Inflation index bonds will be linked to the wholesale price index (WPI) and indexation will happen every six months. The maturity period is likely to be in the range of 7-15 years.
But, the calculation of coupons needs to be simple to understand and transparent for it to get more retail participation. Also, the distribution mechanism would play a crucial role.
“It is a saleable product, but the question is how to sell it. We have had success selling bonds like Kisan Vikas Patra and Indira Vikas Patra or RBI Relief Bonds for that matter, so distribution is the key, he added.
Below is the edited transcript of Rajiv Anand’s interview with CNBC-TV18
Q: What is your take on inflation index bonds? It is likely that they will be indexed to the wholesale price index (WPI) and that the indexation will happen every six months. It also says the likely tenure of the inflation index bonds will be 7-15 years. With these, what have you made of the product, do you think it will be an attractive product?
A: It is a good idea. The government is certainly looking at inflation index bonds from the perspective of diversifying the portfolios for banks and more importantly trying to create products which can wean away retail investors away from assets for example like gold.
The real issue is – from a retail perspective it should be fairly clear in terms of how exactly the coupons will be paid or will be calculated, so that the investors are able to understand the linkage between inflation and the rate of interest that they are getting.
Q: You suspect it will be designed as one percentage point above WPI average for the first six months, is that how it is likely to be?
A: The last time that the inflation indexed bonds were issued and I have been around in this market for a little while, the way it was done was that there was a fixed coupon and a plus-minus which basically is what we bid for as a function of inflation. So, that bond, there were two issues of that in the early 2000s and those were pretty much taken up by the banks.
Q: But that was an institutional product, wasn’t it? This is envisaged as a retail product so is it likely to be priced differently in the sense benchmark to WPI as Khan has just stated?
A: All I am saying is that the calculation of the coupon needs to be simple to understand and transparent if it is going to be used for the purposes of selling these bonds to retail clients.
Q: Do you expect that if it is indexed to WPI instead of consumer price index (CPI) it will be less attractive?
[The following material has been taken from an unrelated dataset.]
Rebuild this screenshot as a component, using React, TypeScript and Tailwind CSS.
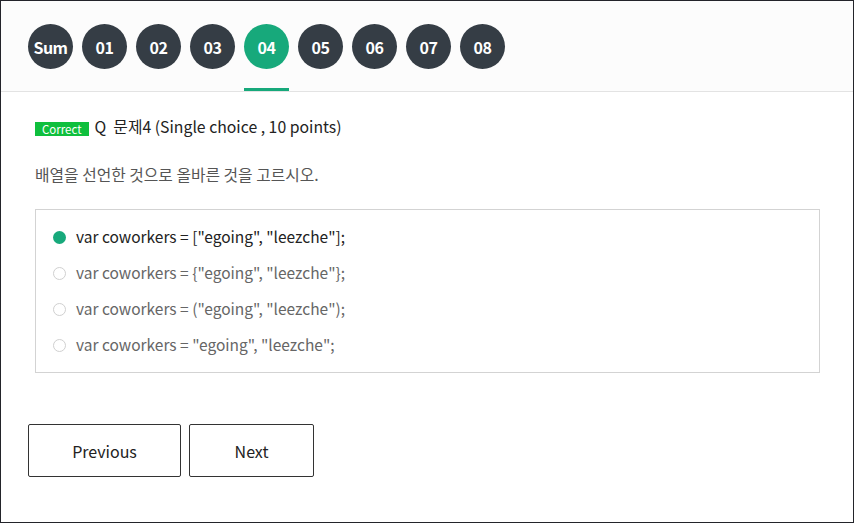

A: No I don’t think – ultimately the direction of what WPI and CPI from a retail perspective, the inflationary expectations are such that broadly people believe that either inflation is going up or down. So, in that context I am not overly concerned about whether they are using the WPI or CPI.
Since institutional clients and Reserve Bank of India (RBI) are focusing on WPI it makes more sense to use WPI is an indicator. However, if one looks at it from a basket perspective - if I am looking to hedge out my inflation risk in my life then perhaps the CPI makes more sense. So, I would veer towards the WPI route because ultimately it is more transparent and more saleable.
Q: You sense is that it is a saleable product?
A: It is a saleable product, but the question is how to sell it. We have had success selling bonds like Kisan Vikas Patra and Indira Vikas Patra or RBI Relief Bonds for that matter. So, the distribution mechanism also is critical.
Q: The markets after that maybe a less than 24 hour upswing have once again started showing a bit of a resistance. What is the sense you are getting, this market is not able to participate in an overall risk-on sentiment beyond a bit? Do you think we are headed for lower levels, is there that much stress in the market?
A: Our markets have had their own problems. As has been well articulated the macro issues that we are grappling with are unique to us. Ultimately that is going to show up in earnings where the earnings expectations were somewhat reasonable, even three months ago those numbers are beginning to get muted all over again.
So, the expectation is that even for 2013-2014 we will see downgrades to the extent of about 10 percent from where we were. So, in that sense not withstanding what is happening globally, the fact that the Dow is at a 12 year high we have to contain with our issues. For this market to go up and to stay up, participation of domestic investors is absolutely essential.